Give the listing again character for character, but drop the images.

**DATA SHOWN**

^^^^^^^^^^^^^^^^

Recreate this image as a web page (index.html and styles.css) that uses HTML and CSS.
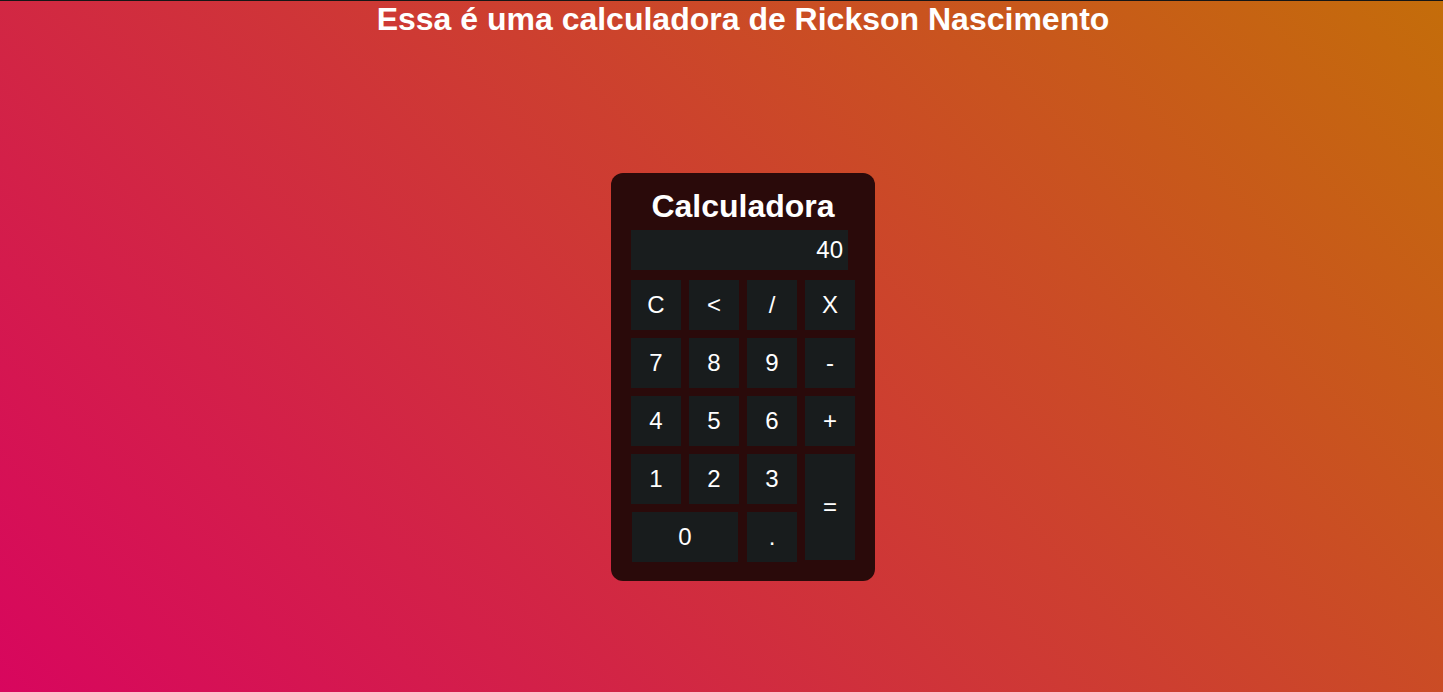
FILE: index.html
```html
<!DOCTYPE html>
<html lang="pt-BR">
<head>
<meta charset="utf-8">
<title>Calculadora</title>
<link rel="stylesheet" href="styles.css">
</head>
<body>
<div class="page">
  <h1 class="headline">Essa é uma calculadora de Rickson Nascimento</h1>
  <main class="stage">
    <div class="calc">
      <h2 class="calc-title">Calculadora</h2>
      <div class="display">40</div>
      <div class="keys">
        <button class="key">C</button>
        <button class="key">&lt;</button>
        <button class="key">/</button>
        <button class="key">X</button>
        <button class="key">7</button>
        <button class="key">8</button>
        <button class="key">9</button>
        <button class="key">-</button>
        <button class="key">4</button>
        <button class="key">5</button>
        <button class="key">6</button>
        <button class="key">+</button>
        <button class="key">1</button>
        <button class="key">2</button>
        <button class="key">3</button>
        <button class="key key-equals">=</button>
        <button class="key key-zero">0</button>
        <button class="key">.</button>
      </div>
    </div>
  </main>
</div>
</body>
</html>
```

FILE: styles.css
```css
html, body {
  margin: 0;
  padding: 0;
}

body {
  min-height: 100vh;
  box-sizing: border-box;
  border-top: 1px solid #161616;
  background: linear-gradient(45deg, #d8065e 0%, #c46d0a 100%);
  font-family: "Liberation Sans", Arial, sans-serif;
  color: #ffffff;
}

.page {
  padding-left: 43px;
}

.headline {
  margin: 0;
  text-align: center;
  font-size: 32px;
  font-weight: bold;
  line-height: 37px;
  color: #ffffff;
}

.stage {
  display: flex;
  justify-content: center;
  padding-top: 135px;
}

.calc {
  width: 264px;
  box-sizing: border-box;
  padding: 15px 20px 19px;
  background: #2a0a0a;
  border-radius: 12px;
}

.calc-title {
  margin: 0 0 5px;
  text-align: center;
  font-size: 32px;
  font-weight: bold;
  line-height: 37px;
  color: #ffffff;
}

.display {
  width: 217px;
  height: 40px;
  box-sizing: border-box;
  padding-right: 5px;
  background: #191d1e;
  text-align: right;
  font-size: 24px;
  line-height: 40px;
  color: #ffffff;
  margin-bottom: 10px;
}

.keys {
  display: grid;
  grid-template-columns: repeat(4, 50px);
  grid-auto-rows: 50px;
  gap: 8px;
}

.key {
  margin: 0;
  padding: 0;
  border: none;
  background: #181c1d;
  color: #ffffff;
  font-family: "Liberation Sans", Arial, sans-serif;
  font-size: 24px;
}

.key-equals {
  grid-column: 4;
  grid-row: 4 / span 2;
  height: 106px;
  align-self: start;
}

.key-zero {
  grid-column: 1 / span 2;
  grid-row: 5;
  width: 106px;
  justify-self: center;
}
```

^^^^^^^^^^^^^^^^

**WRITTEN RESPONSE**
Recreate this image as a web page (index.html and styles.css) that uses HTML and CSS.
FILE: index.html
```html
<!DOCTYPE html>
<html lang="pt-BR">
<head>
<meta charset="utf-8">
<title>Calculadora</title>
<link rel="stylesheet" href="styles.css">
</head>
<body>
<div class="page">
  <h1 class="headline">Essa é uma calculadora de Rickson Nascimento</h1>
  <main class="stage">
    <div class="calc">
      <h2 class="calc-title">Calculadora</h2>
      <div class="display">40</div>
      <div class="keys">
        <button class="key">C</button>
        <button class="key">&lt;</button>
        <button class="key">/</button>
        <button class="key">X</button>
        <button class="key">7</button>
        <button class="key">8</button>
        <button class="key">9</button>
        <button class="key">-</button>
        <button class="key">4</button>
        <button class="key">5</button>
        <button class="key">6</button>
        <button class="key">+</button>
        <button class="key">1</button>
        <button class="key">2</button>
        <button class="key">3</button>
        <button class="key key-equals">=</button>
        <button class="key key-zero">0</button>
        <button class="key">.</button>
      </div>
    </div>
  </main>
</div>
</body>
</html>
```

FILE: styles.css
```css
html, body {
  margin: 0;
  padding: 0;
}

body {
  min-height: 100vh;
  box-sizing: border-box;
  border-top: 1px solid #161616;
  background: linear-gradient(45deg, #d8065e 0%, #c46d0a 100%);
  font-family: "Liberation Sans", Arial, sans-serif;
  color: #ffffff;
}

.page {
  padding-left: 43px;
}

.headline {
  margin: 0;
  text-align: center;
  font-size: 32px;
  font-weight: bold;
  line-height: 37px;
  color: #ffffff;
}

.stage {
  display: flex;
  justify-content: center;
  padding-top: 135px;
}

.calc {
  width: 264px;
  box-sizing: border-box;
  padding: 15px 20px 19px;
  background: #2a0a0a;
  border-radius: 12px;
}

.calc-title {
  margin: 0 0 5px;
  text-align: center;
  font-size: 32px;
  font-weight: bold;
  line-height: 37px;
  color: #ffffff;
}

.display {
  width: 217px;
  height: 40px;
  box-sizing: border-box;
  padding-right: 5px;
  background: #191d1e;
  text-align: right;
  font-size: 24px;
  line-height: 40px;
  color: #ffffff;
  margin-bottom: 10px;
}

.keys {
  display: grid;
  grid-template-columns: repeat(4, 50px);
  grid-auto-rows: 50px;
  gap: 8px;
}

.key {
  margin: 0;
  padding: 0;
  border: none;
  background: #181c1d;
  color: #ffffff;
  font-family: "Liberation Sans", Arial, sans-serif;
  font-size: 24px;
}

.key-equals {
  grid-column: 4;
  grid-row: 4 / span 2;
  height: 106px;
  align-self: start;
}

.key-zero {
  grid-column: 1 / span 2;
  grid-row: 5;
  width: 106px;
  justify-self: center;
}
```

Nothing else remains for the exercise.